I've been thinking lately about where I've ended up and the relative infrequency of my activity on this blog. When I started re-turn in 2005, I was newly married and about to move out of my in-law's Cape Cod basement, where I had hunkered down for an agonizing summer of temp work and deciding not to go back to Vermont Law in the fall.
I had no presence on any social network and Kate and I were about to strike out across the country to a place we had never been, to start a whole new life together with no idea of what we would do for work, how we would make out new home together, or where we might end up. There was a point in Missoula early on where I took out a new credit card just so we could put one more month's rent on it, just to see if that would buy us enough time to find jobs. I can't even fathom that sort of instability today.

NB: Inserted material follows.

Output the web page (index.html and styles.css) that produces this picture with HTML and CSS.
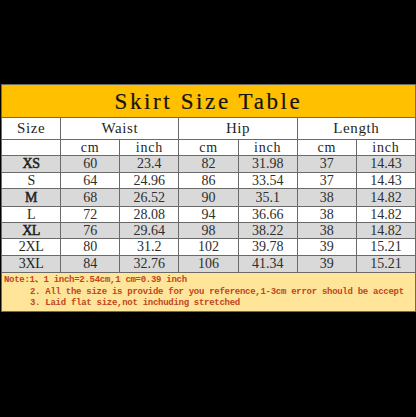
FILE: index.html
```html
<!DOCTYPE html>
<html>
<head>
<meta charset="utf-8">
<link rel="stylesheet" href="styles.css">
</head>
<body>
<div class="sheet">
  <div class="cell title span7">Skirt Size Table</div>

  <div class="cell head">Size</div>
  <div class="cell head span2">Waist</div>
  <div class="cell head span2">Hip</div>
  <div class="cell head span2">Length</div>

  <div class="cell sub"></div>
  <div class="cell sub">cm</div>
  <div class="cell sub">inch</div>
  <div class="cell sub">cm</div>
  <div class="cell sub">inch</div>
  <div class="cell sub">cm</div>
  <div class="cell sub">inch</div>

  <div class="cell grey size bold">XS</div>
  <div class="cell grey">60</div><div class="cell grey">23.4</div>
  <div class="cell grey">82</div><div class="cell grey">31.98</div>
  <div class="cell grey">37</div><div class="cell grey">14.43</div>

  <div class="cell size">S</div>
  <div class="cell">64</div><div class="cell">24.96</div>
  <div class="cell">86</div><div class="cell">33.54</div>
  <div class="cell">37</div><div class="cell">14.43</div>

  <div class="cell grey size bold">M</div>
  <div class="cell grey">68</div><div class="cell grey">26.52</div>
  <div class="cell grey">90</div><div class="cell grey">35.1</div>
  <div class="cell grey">38</div><div class="cell grey">14.82</div>

  <div class="cell size">L</div>
  <div class="cell">72</div><div class="cell">28.08</div>
  <div class="cell">94</div><div class="cell">36.66</div>
  <div class="cell">38</div><div class="cell">14.82</div>

  <div class="cell grey size bold">XL</div>
  <div class="cell grey">76</div><div class="cell grey">29.64</div>
  <div class="cell grey">98</div><div class="cell grey">38.22</div>
  <div class="cell grey">38</div><div class="cell grey">14.82</div>

  <div class="cell size">2XL</div>
  <div class="cell">80</div><div class="cell">31.2</div>
  <div class="cell">102</div><div class="cell">39.78</div>
  <div class="cell">39</div><div class="cell">15.21</div>

  <div class="cell grey size">3XL</div>
  <div class="cell grey">84</div><div class="cell grey">32.76</div>
  <div class="cell grey">106</div><div class="cell grey">41.34</div>
  <div class="cell grey">39</div><div class="cell grey">15.21</div>

  <div class="note span7">
    <div class="note-line">Note:1、1 inch=2.54cm,1 cm=0.39 inch</div>
    <div class="note-line indent">2. All the size is provide for you reference,1-3cm error should be accept</div>
    <div class="note-line indent">3. Laid flat size,not inchuding stretched</div>
  </div>
</div>
</body>
</html>
```

FILE: styles.css
```css
html, body {
  margin: 0;
  padding: 0;
  background: #000;
}

body {
  width: 416px;
  height: 417px;
  overflow: hidden;
}

.sheet {
  margin: 84px 0 0 1px;
  width: 415px;
  box-sizing: border-box;
  padding: 1px;
  background: #6a6a6a;
  display: grid;
  grid-template-columns: repeat(7, 1fr);
  grid-template-rows: 32px 21px 15px 16px 15px 17px 15px 15px 16px 16px 38px;
  gap: 1px;
  font-family: "Liberation Serif", "Times New Roman", serif;
  color: #2e2e2e;
}

.cell {
  background: #fff;
  display: flex;
  align-items: center;
  justify-content: center;
  font-size: 14px;
  line-height: 1;
  white-space: nowrap;
}

.span7 { grid-column: span 7; }
.span2 { grid-column: span 2; }

.title {
  background: #ffc000;
  font-size: 23px;
  letter-spacing: 2.6px;
  color: #141414;
  padding-left: 0;
  -webkit-text-stroke: 0.2px #141414;
}

.head {
  font-size: 15px;
  letter-spacing: 0.6px;
  color: #1f1f1f;
}

.sub {
  font-size: 14px;
  letter-spacing: 0.8px;
  color: #1f1f1f;
}

.grey {
  background: #d9d9d9;
}

.size {
  font-size: 14px;
  letter-spacing: -0.4px;
  color: #1f1f1f;
}

.bold {
  -webkit-text-stroke: 0.5px #1f1f1f;
}

.note {
  background: #ffe599;
  padding: 2px 0 0 2px;
  font-family: "Liberation Mono", "Courier New", "Noto Sans CJK SC", monospace;
  font-weight: bold;
  font-size: 9px;
  letter-spacing: -0.28px;
  line-height: 11.5px;
  color: #c0461f;
  white-space: nowrap;
}

.indent {
  padding-left: 26px;
}
```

This blog has seen me through that cross-country move and back again, through the birth of a son and the death of old friends. I've journeyed into the world of my in-through-the-trapdoor career of land use planning and I have evolved from bicycle owner to bicycle commuter to bicycle/pedestrian advocate. I've lost 50 pounds and bought a house. I've started side projects for bicycles and poetry. I don't have to write paragraphs and import photos here for people to find me if they want to. My Google Analytics account tells me that almost everybody who comes here is looking to find out more about one of my bikes or if that Whole Foods is ever coming to South Burlington, anyway. Anybody who was trying to find me has certainly done so by now.
And my life, as it is now, has not become something worth writing long-form posts about. That doesn't mean it isn't wonderful and surprising and fulfilling- it certainly is-to me. But this business of navel-gazing and obsessing and documenting gets in the way of living, and that's why I've done so much less of it over the last couple of years.